After deploying the feature store and retraining the ranking model on point-in-time correct features:

Metric Before Feature Store After Feature Store Change
NDCG@20 (offline) 0.38 0.41 +7.9%
NDCG@20 (online, observed) 0.31 0.40 +29.0%
Online-offline gap 0.07 0.01 -85.7%
Feature skew incidents (per quarter) 3 0 -100%
Feature computation time (training data) 4.5 hours (manual) 35 minutes (automated) -87.1%
New feature deployment time 2-3 weeks 2-3 days -85.7%

The most striking result is the collapse of the online-offline gap from 0.07 to 0.01. The offline NDCG decreased slightly (from an inflated 0.38 to a more honest 0.41 — the original 0.38 had residual data leakage) while the online NDCG increased dramatically (from 0.31 to 0.40). The feature store did not make the model better on paper — it made it honest, and honesty translated to production performance.

Lessons Learned

  1. The feature store's primary value is not performance — it is correctness. The team expected the feature store to enable real-time features (which it did). The larger impact was eliminating training-serving skew, which they had not fully appreciated as a problem.

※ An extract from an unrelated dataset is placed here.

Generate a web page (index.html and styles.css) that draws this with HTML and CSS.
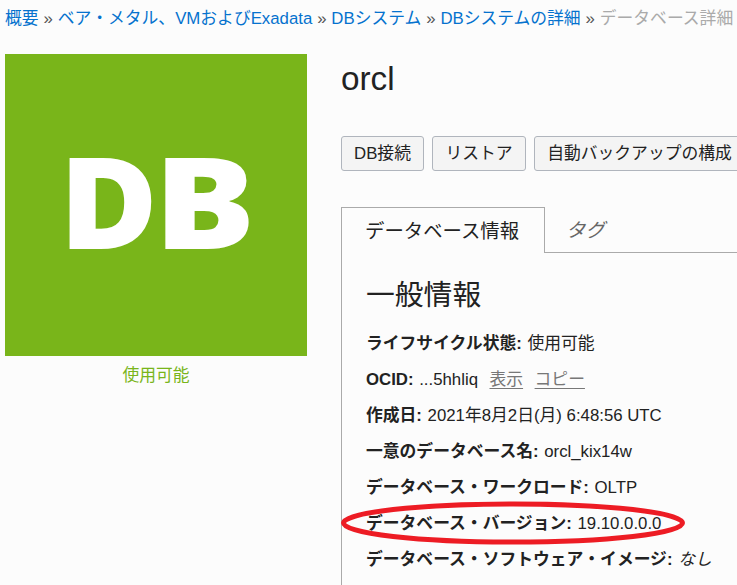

  2. Batch-stream consistency testing is non-negotiable. The validation step caught a subtle difference in late-event handling that would have created a new source of skew. This test now runs weekly.

  3. Point-in-time joins are expensive but essential. The initial get_historical_features call took 45 minutes for 10M training examples. After optimizing with partitioned Delta Lake tables and predicate pushdown, this dropped to 12 minutes. The time is well spent: the alternative — manual joins — took 4.5 hours and produced leaky data.

  4. Default values matter more than model architecture for cold-start users. Switching from zero defaults to global-mean defaults for new users improved their engagement by 8% — a larger lift than the last three model architecture changes combined.

  5. The feature store is infrastructure, not a project. It requires ongoing maintenance: monitoring materialization latency, upgrading Redis, adding new features, deprecating old ones. The team allocated one ML engineer (20% of their time) to feature store operations.